Life, death, existence, and awareness are mysteries that we contemplate when given an opportunity, but more often choose to ignore. They are ideas that are too big for everyday use.
They are like clothing – we put them on for special occasions, but our daily wardrobe consists more of shopping lists and thank you cards, phone calls and errands. Maybe art, and often beauty, because the moment we open our eyes we are struck by beauty.
In truth, beauty surrounds us although sometimes it is hard to see. But there is so much beauty.
Not just outdoors, although we tend to think that’s the place to look for it, to look for inspiration, for soul, for God. No, there are other things that are equally beautiful. Your own body. Your remarkable hands that have achieved so much, that have so much left to achieve.
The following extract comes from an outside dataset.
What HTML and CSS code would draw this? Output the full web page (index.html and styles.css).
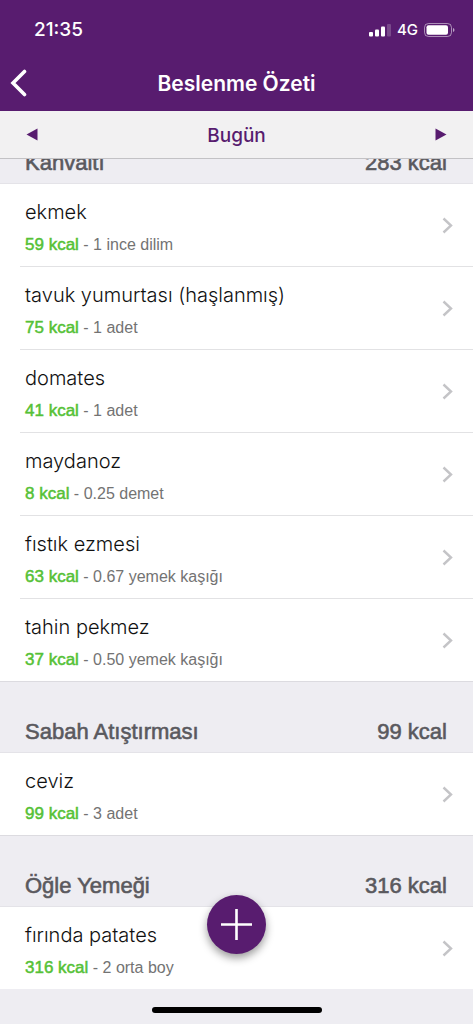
FILE: index.html
```html
<!DOCTYPE html>
<html lang="tr">
<head>
<meta charset="utf-8">
<meta name="viewport" content="width=device-width, initial-scale=1">
<title>Beslenme Özeti</title>
<link rel="stylesheet" href="styles.css">
</head>
<body>
<svg class="sprite" aria-hidden="true">
  <symbol id="chevron" viewBox="0 0 11 17"><path d="M1.5 1.5 L9 8.5 L1.5 15.5" fill="none" stroke="#c4c4c7" stroke-width="2.400"/></symbol>
</svg>
<header class="top">
  <div class="status">
    <span class="clock">21:35</span>
    <div class="indicators">
      <svg width="22" height="14" viewBox="0 0 22 14" aria-hidden="true">
        <rect x="0" y="9" width="4" height="4.500" rx="1" fill="#fff"/>
        <rect x="6" y="6.500" width="4" height="7" rx="1" fill="#fff"/>
        <rect x="12" y="3.500" width="4" height="10" rx="1" fill="#fff"/>
        <rect x="18" y="1" width="4" height="12.500" rx="1" fill="#fff" opacity=".2"/>
      </svg>
      <span class="network">4G</span>
      <svg width="31" height="14" viewBox="0 0 31 14" aria-hidden="true">
        <rect x=".5" y=".5" width="27" height="13" rx="4" fill="none" stroke="#fff" stroke-opacity=".5"/>
        <rect x="2.5" y="2.3" width="21.5" height="9.4" rx="2" fill="#fff"/>
        <path d="M29 5 Q30.500 5.500 30.500 7 Q30.500 8.500 29 9 Z" fill="#fff" opacity=".6"/>
      </svg>
    </div>
  </div>
  <nav class="navbar">
    <button class="back" type="button" aria-label="Geri">
      <svg width="17" height="28" viewBox="0 0 17 28" aria-hidden="true"><path d="M14.500 2.500 L3 14 L14.500 25.500" fill="none" stroke="#fff" stroke-width="3.600" stroke-linecap="round"/></svg>
    </button>
    <h1 class="title">Beslenme Özeti</h1>
  </nav>
</header>
<div class="datebar">
  <button class="step" type="button" aria-label="Önceki gün"><svg width="12" height="13" viewBox="0 0 12 13" aria-hidden="true"><path d="M0.500 6.500 L11.500 0.500 V12.500 Z" fill="#581c6f"/></svg></button>
  <span class="day">Bugün</span>
  <button class="step" type="button" aria-label="Sonraki gün"><svg width="12" height="13" viewBox="0 0 12 13" aria-hidden="true"><path d="M11.500 6.500 L0.500 0.500 V12.500 Z" fill="#581c6f"/></svg></button>
</div>
<main class="meals">
  <section class="meal scrolled">
    <h2 class="meal-head"><span>Kahvaltı</span><span>283 kcal</span></h2>
    <ul class="foods">
      <li><a class="food" href="#"><span class="info"><span class="name">ekmek</span><span class="detail"><b>59 kcal</b> - 1 ince dilim</span></span><svg class="chev"><use href="#chevron"/></svg></a></li>
      <li><a class="food" href="#"><span class="info"><span class="name">tavuk yumurtası (haşlanmış)</span><span class="detail"><b>75 kcal</b> - 1 adet</span></span><svg class="chev"><use href="#chevron"/></svg></a></li>
      <li><a class="food" href="#"><span class="info"><span class="name">domates</span><span class="detail"><b>41 kcal</b> - 1 adet</span></span><svg class="chev"><use href="#chevron"/></svg></a></li>
      <li><a class="food" href="#"><span class="info"><span class="name">maydanoz</span><span class="detail"><b>8 kcal</b> - 0.25 demet</span></span><svg class="chev"><use href="#chevron"/></svg></a></li>
      <li><a class="food" href="#"><span class="info"><span class="name">fıstık ezmesi</span><span class="detail"><b>63 kcal</b> - 0.67 yemek kaşığı</span></span><svg class="chev"><use href="#chevron"/></svg></a></li>
      <li><a class="food" href="#"><span class="info"><span class="name">tahin pekmez</span><span class="detail"><b>37 kcal</b> - 0.50 yemek kaşığı</span></span><svg class="chev"><use href="#chevron"/></svg></a></li>
    </ul>
  </section>
  <section class="meal">
    <h2 class="meal-head"><span>Sabah Atıştırması</span><span>99 kcal</span></h2>
    <ul class="foods">
      <li><a class="food" href="#"><span class="info"><span class="name">ceviz</span><span class="detail"><b>99 kcal</b> - 3 adet</span></span><svg class="chev"><use href="#chevron"/></svg></a></li>
    </ul>
  </section>
  <section class="meal">
    <h2 class="meal-head"><span>Öğle Yemeği</span><span>316 kcal</span></h2>
    <ul class="foods">
      <li><a class="food" href="#"><span class="info"><span class="name">fırında patates</span><span class="detail"><b>316 kcal</b> - 2 orta boy</span></span><svg class="chev"><use href="#chevron"/></svg></a></li>
    </ul>
  </section>
</main>
<button class="add" type="button" aria-label="Ekle">
  <svg width="31" height="31" viewBox="0 0 31 31" aria-hidden="true"><path d="M15.500 0 V31 M0 15.500 H31" stroke="#fff" stroke-width="2.600"/></svg>
</button>
<div class="home-bar"></div>
</body>
</html>
```

FILE: styles.css
```css
* { box-sizing: border-box; }
body {
  margin: 0;
  min-height: 100vh;
  display: flex;
  flex-direction: column;
  background: #eeedf2;
  font-family: "Liberation Sans", Arial, sans-serif;
  color: #111;
}
button { border: 0; background: none; padding: 0; margin: 0; font: inherit; cursor: pointer; }
svg { display: block; flex: none; }
.sprite { position: absolute; width: 0; height: 0; }

.top { background: #581c6f; color: #fff; font-family: Inter, "Liberation Sans", sans-serif; }
.status {
  display: flex;
  align-items: center;
  justify-content: space-between;
  height: 55px;
  padding: 4px 18px 0 34px;
}
.clock { font-size: 19px; font-weight: 500; }
.indicators { display: flex; align-items: center; gap: 6px; }
.network { font-size: 15px; font-weight: 500; }
.navbar {
  display: grid;
  grid-template-columns: 48px 1fr 48px;
  align-items: center;
  height: 56px;
}
.back { justify-self: start; padding-left: 10px; }
.title { margin: 0; padding-top: 2px; text-align: center; font-size: 21px; line-height: 28px; font-weight: 600; }

.datebar {
  display: flex;
  align-items: center;
  justify-content: space-between;
  height: 48px;
  padding: 0 26px;
  background: #f2f1f2;
  border-bottom: 1px solid #c3c2c5;
}
.day { padding-top: 2px; color: #581c6f; font-family: Inter, sans-serif; font-size: 19px; font-weight: 500; }

.meals { overflow: hidden; padding-bottom: 34px; }
.scrolled { margin-top: -47px; }
.meal-head {
  display: flex;
  justify-content: space-between;
  align-items: flex-end;
  margin: 0;
  height: 72px;
  padding: 0 26px 7px 25px;
  border-top: 1px solid #dcdbe0;
  border-bottom: 1px solid #e4e3e8;
  color: #5a595e;
  font-size: 22px;
  line-height: 26px;
  font-weight: 400;
  -webkit-text-stroke: 0.6px currentColor;
}
.foods { list-style: none; margin: 0; padding: 0; background: #fff; }
.foods li { padding-left: 20px; }
.foods li + li .food { border-top: 1px solid #e2e2e4; }
.food {
  display: flex;
  align-items: center;
  justify-content: space-between;
  padding: 14px 20px 10px 5px;
  color: inherit;
  text-decoration: none;
}
.info { display: flex; flex-direction: column; gap: 8px; }
.name { font-family: Inter, sans-serif; font-weight: 300; font-size: 20px; line-height: 28px; }
.detail { font-size: 16px; line-height: 22px; color: #737373; }
.detail b { color: #55c136; font-size: 17px; font-weight: 400; line-height: 16px; -webkit-text-stroke: 0.5px currentColor; }
.chev { width: 11px; height: 17px; margin-bottom: 4px; }

.add {
  position: fixed;
  left: 50%;
  bottom: 70px;
  display: grid;
  place-items: center;
  width: 59px;
  height: 59px;
  margin-left: -30px;
  border-radius: 50%;
  background: #581c6f;
  box-shadow: 0 4px 8px rgba(0, 0, 0, .4);
}
.home-bar {
  position: fixed;
  left: 50%;
  bottom: 11px;
  width: 170px;
  height: 6px;
  margin-left: -85px;
  border-radius: 3px;
  background: #000;
}
```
The eyes of someone you love, the shape and color of which you know so well, the emotions they convey like a book you love so much that you have read and reread it.
We are essentially creative creatures. We make children, art, music, stories and fables. We live our lives and turn them into plays that we perform for ourselves and our friends, pictures of our past, sharp and clear in our memory yet so hard to convey to another without blurring the details.
Our words lack the precision of a photograph, and even it fails to convey the story behind the picture. In the end, we are each on our own, a singularity in a multi-valenced world, striving to be a part of something larger than ourselves even though we know that ultimately we each are alone.
What is possible is shared experience. The experience of standing shoulder to shoulder with a community, some of whom you know, some who are strangers, but all are in the same place. You go to a concert with a thousand, two thousand people, and you each experience the music and the drama of the artistry.
You walk out into the evening air transfixed among a crowd of others, all mesmerized, all basking in the beauty and joy of the past hours. You walk to your car and abruptly you are separated, each taking away their own piece of something magnificent, transcendent.
But on Kol Nidre, we are together. Shoulder to shoulder, ready to hear the haunting melody and words of the Kol Nidre prayer. The two Torah scrolls, along with the prayer itself, form a beit din, the 3-member court before whom we plead our case.
We stand before God, among our community and loved ones, seeking God’s forgiveness, releasing ourselves from vows that bound us to the past.